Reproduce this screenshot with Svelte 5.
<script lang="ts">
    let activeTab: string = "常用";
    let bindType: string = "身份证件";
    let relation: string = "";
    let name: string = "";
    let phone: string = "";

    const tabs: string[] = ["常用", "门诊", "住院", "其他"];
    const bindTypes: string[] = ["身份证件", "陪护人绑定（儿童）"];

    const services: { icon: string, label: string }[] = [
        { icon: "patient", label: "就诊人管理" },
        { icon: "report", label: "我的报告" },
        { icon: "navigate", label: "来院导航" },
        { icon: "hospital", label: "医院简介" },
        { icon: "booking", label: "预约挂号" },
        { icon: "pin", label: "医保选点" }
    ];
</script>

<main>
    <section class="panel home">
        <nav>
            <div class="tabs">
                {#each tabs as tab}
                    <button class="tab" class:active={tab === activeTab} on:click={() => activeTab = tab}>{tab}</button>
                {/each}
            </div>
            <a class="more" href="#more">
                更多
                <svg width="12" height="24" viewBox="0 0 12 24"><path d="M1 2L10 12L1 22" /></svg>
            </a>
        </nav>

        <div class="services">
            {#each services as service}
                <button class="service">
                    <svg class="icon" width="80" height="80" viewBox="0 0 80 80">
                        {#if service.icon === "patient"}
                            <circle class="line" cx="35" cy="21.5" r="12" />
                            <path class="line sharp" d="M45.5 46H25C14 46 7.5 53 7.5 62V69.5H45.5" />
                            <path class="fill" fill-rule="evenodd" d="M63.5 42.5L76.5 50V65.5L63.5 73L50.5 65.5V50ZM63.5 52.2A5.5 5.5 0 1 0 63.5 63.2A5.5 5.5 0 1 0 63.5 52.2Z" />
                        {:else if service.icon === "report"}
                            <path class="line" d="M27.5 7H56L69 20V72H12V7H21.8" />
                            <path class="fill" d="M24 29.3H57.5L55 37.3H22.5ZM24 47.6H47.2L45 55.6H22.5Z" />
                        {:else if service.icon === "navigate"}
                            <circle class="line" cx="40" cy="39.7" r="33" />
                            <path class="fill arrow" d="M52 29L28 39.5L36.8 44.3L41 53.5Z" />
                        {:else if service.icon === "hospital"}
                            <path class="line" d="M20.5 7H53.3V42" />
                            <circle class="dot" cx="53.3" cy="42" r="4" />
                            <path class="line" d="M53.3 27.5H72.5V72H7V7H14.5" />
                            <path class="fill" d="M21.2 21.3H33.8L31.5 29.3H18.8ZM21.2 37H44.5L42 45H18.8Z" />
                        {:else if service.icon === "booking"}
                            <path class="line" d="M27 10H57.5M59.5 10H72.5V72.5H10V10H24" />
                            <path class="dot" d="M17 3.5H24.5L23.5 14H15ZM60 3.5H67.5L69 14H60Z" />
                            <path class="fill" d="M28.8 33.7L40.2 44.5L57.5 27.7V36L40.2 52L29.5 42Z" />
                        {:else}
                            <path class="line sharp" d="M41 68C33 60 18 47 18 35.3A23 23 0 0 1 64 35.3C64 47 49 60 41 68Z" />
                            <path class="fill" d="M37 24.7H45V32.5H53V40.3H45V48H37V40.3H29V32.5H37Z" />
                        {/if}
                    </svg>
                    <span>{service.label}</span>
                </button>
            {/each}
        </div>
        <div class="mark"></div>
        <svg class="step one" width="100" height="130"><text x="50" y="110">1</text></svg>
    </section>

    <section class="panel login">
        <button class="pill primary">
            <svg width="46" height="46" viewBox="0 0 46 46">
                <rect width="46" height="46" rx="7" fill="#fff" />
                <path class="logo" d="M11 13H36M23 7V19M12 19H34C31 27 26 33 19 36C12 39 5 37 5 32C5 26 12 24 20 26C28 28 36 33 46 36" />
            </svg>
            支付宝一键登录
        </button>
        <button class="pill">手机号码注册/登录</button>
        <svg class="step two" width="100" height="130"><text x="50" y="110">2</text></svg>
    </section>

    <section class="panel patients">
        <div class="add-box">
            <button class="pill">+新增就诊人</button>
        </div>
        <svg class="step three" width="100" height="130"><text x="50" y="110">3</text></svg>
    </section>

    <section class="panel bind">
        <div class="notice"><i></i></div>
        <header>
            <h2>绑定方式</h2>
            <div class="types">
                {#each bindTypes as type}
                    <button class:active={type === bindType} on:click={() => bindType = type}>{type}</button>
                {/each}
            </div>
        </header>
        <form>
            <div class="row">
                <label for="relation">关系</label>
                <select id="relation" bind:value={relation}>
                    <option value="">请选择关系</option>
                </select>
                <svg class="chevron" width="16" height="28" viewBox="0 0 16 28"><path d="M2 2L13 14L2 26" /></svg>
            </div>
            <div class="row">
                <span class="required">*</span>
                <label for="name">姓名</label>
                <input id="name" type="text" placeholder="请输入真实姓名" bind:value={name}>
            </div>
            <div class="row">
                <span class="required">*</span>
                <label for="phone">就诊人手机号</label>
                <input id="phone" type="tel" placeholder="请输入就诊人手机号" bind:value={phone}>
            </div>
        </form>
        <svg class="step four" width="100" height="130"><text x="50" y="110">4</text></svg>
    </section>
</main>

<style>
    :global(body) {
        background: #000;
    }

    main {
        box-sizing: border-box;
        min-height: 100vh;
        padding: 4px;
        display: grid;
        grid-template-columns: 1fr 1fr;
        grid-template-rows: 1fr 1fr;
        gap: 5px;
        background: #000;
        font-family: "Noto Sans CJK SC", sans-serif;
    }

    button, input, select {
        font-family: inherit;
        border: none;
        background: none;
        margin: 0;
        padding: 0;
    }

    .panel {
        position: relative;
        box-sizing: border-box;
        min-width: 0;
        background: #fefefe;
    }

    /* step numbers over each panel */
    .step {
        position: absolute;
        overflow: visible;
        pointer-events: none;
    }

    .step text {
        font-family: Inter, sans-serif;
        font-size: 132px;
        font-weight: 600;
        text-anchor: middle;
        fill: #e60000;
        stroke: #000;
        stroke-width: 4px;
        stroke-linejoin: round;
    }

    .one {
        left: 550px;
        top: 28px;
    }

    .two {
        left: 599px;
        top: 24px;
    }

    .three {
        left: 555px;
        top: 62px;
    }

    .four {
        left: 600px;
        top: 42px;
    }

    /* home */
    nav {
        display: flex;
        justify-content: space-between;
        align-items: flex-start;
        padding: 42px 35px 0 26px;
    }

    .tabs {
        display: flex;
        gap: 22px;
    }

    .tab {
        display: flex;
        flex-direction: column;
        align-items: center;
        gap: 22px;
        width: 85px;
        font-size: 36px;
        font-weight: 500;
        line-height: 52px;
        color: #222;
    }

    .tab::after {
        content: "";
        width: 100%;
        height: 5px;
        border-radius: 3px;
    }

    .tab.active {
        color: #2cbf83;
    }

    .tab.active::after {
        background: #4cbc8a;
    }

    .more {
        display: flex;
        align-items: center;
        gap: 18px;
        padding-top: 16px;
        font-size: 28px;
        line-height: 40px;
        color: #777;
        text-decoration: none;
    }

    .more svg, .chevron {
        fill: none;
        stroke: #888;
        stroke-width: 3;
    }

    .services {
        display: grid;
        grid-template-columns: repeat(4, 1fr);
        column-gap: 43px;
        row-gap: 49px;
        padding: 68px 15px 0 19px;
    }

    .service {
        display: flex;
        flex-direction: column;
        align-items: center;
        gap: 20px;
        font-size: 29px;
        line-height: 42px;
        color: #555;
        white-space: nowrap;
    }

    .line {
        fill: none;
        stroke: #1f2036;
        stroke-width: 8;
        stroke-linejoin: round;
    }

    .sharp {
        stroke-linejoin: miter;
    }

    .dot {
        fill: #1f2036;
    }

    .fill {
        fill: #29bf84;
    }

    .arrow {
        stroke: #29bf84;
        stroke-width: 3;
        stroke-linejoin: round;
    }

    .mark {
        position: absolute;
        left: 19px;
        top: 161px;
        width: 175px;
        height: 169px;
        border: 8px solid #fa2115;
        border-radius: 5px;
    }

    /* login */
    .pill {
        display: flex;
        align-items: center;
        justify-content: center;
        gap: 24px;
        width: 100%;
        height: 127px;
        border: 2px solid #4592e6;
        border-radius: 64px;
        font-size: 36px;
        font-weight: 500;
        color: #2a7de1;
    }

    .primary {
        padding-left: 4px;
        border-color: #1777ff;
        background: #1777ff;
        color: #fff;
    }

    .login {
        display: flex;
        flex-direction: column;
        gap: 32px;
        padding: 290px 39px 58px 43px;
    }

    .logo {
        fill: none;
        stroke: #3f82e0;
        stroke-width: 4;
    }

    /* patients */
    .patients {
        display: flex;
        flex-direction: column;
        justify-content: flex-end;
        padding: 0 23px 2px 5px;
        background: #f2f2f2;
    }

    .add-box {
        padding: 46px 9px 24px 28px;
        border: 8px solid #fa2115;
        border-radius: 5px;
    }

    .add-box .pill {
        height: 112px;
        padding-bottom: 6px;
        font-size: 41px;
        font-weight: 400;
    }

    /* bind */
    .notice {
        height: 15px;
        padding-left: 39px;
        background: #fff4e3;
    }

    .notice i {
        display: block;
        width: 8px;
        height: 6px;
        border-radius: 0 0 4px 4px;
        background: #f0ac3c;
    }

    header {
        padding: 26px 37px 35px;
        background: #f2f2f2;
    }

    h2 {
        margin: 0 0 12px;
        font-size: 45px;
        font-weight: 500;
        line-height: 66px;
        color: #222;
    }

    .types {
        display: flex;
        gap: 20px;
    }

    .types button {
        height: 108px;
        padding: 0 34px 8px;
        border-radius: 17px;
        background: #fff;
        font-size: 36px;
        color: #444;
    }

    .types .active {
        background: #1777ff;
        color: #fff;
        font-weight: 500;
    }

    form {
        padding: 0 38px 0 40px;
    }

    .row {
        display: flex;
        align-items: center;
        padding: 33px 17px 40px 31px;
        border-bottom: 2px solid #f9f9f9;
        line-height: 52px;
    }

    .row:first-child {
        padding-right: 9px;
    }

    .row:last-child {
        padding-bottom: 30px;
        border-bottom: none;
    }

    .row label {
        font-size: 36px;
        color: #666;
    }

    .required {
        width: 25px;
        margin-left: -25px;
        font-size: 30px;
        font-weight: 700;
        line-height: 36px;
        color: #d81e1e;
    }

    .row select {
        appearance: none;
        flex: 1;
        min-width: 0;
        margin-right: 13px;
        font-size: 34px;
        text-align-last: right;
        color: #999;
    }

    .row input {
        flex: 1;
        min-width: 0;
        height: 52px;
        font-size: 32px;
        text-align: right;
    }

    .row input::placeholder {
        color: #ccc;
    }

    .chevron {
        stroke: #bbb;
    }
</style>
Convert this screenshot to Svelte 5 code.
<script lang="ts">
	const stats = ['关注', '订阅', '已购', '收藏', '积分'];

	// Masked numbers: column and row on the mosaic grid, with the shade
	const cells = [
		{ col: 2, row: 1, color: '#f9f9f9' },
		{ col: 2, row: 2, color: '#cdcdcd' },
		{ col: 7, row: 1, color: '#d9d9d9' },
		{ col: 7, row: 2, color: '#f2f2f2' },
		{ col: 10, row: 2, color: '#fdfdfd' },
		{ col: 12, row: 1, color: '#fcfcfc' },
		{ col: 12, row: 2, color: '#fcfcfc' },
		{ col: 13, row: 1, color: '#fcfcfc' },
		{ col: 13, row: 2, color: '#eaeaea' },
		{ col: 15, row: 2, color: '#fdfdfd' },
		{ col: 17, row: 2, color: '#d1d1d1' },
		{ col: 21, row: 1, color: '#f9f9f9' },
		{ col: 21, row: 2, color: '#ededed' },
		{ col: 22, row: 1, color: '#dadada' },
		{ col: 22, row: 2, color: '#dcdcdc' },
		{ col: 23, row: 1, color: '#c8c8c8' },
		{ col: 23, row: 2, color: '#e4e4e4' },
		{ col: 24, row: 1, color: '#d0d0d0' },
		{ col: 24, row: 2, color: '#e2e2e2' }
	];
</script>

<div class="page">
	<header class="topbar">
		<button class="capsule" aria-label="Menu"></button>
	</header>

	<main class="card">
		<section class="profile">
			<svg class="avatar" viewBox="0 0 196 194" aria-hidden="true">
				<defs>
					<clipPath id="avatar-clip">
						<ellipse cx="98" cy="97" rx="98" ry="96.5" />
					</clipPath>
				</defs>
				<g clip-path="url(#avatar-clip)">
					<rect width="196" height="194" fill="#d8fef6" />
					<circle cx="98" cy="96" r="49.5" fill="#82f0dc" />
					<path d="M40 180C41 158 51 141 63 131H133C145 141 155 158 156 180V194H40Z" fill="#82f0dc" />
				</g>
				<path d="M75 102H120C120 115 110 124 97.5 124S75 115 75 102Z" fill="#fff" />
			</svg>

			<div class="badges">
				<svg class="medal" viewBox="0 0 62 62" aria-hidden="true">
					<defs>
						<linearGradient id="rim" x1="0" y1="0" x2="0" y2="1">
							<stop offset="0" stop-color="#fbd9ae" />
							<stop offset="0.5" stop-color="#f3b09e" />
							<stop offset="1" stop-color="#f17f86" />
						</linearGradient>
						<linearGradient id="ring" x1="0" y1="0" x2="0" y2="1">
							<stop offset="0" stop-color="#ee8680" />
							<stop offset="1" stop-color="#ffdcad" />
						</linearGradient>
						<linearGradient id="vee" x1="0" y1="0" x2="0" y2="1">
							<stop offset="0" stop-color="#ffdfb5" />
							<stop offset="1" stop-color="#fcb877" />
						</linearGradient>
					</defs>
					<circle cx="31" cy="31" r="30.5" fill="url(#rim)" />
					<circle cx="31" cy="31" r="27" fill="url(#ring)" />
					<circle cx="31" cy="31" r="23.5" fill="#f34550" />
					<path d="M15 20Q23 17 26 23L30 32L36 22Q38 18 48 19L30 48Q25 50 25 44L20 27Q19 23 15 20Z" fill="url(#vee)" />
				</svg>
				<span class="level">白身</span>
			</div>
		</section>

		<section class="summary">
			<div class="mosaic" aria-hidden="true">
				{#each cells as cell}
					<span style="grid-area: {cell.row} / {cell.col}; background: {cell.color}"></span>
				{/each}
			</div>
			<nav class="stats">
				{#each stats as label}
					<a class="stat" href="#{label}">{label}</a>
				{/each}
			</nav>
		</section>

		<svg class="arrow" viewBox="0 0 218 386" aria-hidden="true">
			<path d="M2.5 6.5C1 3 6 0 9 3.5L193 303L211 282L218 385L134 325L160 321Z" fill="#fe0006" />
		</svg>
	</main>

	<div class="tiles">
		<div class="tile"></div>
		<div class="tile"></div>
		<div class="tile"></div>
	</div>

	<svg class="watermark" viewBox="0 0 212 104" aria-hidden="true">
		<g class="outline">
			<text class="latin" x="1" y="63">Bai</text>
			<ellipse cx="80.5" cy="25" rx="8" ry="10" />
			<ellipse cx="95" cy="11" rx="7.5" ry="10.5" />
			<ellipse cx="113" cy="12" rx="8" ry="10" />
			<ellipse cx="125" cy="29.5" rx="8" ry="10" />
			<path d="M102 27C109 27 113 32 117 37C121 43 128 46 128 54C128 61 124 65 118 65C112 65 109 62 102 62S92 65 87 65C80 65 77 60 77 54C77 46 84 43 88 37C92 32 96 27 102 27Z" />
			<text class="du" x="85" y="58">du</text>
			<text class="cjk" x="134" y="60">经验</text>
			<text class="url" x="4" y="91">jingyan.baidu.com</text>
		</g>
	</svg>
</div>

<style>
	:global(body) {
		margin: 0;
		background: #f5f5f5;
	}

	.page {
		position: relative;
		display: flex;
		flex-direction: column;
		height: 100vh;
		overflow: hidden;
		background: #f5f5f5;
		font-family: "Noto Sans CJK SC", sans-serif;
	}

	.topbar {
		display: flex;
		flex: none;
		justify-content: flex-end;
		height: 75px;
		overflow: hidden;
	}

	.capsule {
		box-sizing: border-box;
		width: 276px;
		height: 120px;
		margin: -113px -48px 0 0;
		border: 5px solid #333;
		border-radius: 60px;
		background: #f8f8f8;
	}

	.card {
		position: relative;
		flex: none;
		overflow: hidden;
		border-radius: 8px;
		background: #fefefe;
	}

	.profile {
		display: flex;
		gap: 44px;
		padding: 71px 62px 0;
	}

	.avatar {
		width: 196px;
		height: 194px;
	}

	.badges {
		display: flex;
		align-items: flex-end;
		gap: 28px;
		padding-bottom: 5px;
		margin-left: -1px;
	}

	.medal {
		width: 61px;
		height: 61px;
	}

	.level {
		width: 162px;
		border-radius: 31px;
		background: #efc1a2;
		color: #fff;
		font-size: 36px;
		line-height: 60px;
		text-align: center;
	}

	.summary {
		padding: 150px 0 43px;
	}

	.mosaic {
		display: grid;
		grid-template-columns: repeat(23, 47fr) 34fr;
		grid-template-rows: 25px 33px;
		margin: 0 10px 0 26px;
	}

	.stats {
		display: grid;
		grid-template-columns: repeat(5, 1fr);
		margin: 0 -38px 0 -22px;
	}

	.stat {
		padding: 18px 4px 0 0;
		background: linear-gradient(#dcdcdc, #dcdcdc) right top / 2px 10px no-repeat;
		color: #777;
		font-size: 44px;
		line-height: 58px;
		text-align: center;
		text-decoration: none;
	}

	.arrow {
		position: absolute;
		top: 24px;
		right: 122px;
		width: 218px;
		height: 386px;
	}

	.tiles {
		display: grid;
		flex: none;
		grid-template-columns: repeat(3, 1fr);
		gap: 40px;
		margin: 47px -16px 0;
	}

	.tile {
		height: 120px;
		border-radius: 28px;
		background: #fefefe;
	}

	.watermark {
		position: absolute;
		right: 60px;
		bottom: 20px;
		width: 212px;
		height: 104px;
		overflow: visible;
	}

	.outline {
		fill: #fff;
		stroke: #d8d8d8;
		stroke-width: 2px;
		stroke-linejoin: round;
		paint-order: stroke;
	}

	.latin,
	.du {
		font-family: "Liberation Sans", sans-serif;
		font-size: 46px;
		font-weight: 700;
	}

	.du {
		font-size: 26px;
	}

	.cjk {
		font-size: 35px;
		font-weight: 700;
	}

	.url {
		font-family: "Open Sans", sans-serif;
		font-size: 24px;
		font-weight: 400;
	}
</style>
□ □ □
--- PROBLEM ---
Above are the records; from them, give again exactly the lines from the one containing "Convert this screenshot to Svelte 5 code." through the one containing "const stats = ['关注', '订阅', '已购', '收藏', '积分'];", both included.

--- EXERCISE OUTPUT ---
Convert this screenshot to Svelte 5 code.
<script lang="ts">
	const stats = ['关注', '订阅', '已购', '收藏', '积分'];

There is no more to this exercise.